How does the underlying scan noise affect the measurement accuracy?

The step determination will usually be better than the noise of the underlying scan - we don't expect an error in the measured step sizes as big as 30-60 nm. This comes down to removing some of the noise due to averaging parts of the scan during leveling and measuring. Also, usually it is not necessary (or recommended) to measure such steps across more than 1 cm. The closer together the measurement points, the "flatter" the underlying scan will be.

For example, in the DektakXT we regularly measure shadow masked metal films made by e-beam evaporation that are around 100 nm thick.
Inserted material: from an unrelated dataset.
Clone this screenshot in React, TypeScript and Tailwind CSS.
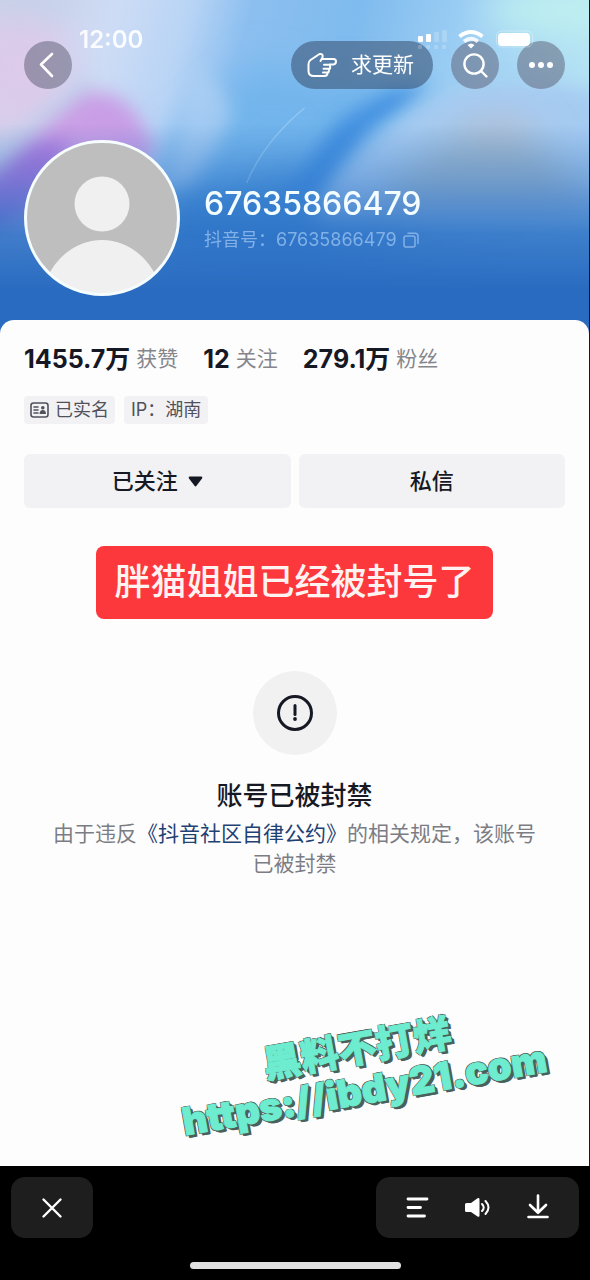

We have found good agreement between the DektakXT measurements of a 500 µm wide step and XRR measurements of films of the same thickness, so we see no reason not to trust these measurements to within around +/- 5 nm. We level the scan with the leveling cursors close to the step before and after it, so only the scan noise in an ~700 µm range is important. Additionally, since we average the thickness across approx. 400 µm at the top of the step compared to the ~40 µm leveling intervals nearby (where the height is also averaged), the variation comes out much smaller than what is seen across a full 2000 µm scan.

In practice we have found the step heights around 100 nm can be measured with higher accuracy in the DektakXT than the P17: We tend to get a measurement with the DektakXT within a few nm of the XRR measurement while the measurement with the P17 has been off by around 10-15 nm. We don't yet have a good explanation for this - nor do we have enough data to prove it's a general trend.

It may be even better to just level with cursors near each other on what one knows is a flat surface and then measure just before and after the step very near the leveling cursors to get the best height estimate.